As famílias WaiWai dessas duas terras indígenas estão bastante satisfeitas e orgulhosas do seu trabalho e o desenvolvimento continua. A cada ano que passa há um melhoramento na organização da safra da castanha. Além de promover sua cultura tradicional - as famílias podem passar até 3 meses coletando na floresta - a venda de castanha fomentou maior organização e articulação social, bem como maior monitoramento e uso dos territórios pelos WaiWai.

No entanto, não é apenas nessas terras que ficam as bênçãos da comercialização da castanha. Milhares de litros de combustível são usados; vários caminhoneiros são contratados; roupas, alimentos, ferramentas, equipamentos de caça e pesca, motos, motores de popa são comprados durante e após a safra pelos indígenas. Há um impacto econômico regional, principalmente nos municípios de Caroebe e São João da Baliza. Os comerciantes locais sabem que durante a safra de castanha dos WaiWai um dinheiro vai entrar no caixa.

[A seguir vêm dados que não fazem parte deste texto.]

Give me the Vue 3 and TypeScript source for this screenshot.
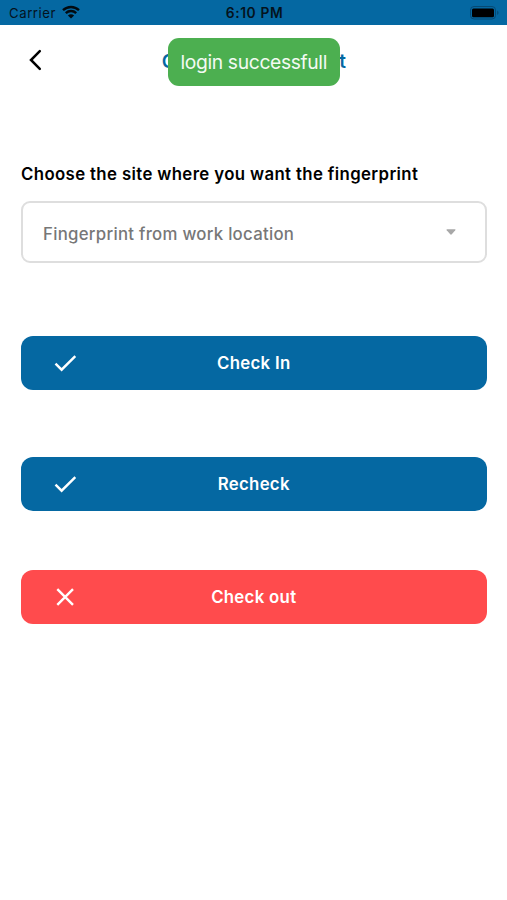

Conhecendo um pouco mais essa história, percebemos que os WaiWai utilizam muito bem suas terras, que viabilizam a manutenção e o aumento da qualidade de suas vidas, de forma integrada à sociedade não indígena, apesar de manterem fortemente suas tradições. Eles não precisam ser iguais aos karaiwás para se desenvolverem. Um povo que dá o exemplo de bom uso das suas reservas com o empreendimento extrativista que pode ser reaplicado em outras terras indígenas ou reservas, onde também há um grande potencial do uso da floresta para o desenvolvimento de atividades lucrativas e sustentáveis.

* Graduado em Ecologia, Mestre em Silvicultura pelo INPA, assessor do Instituto Socioambiental (ISA) e atua junto aos WaiWai.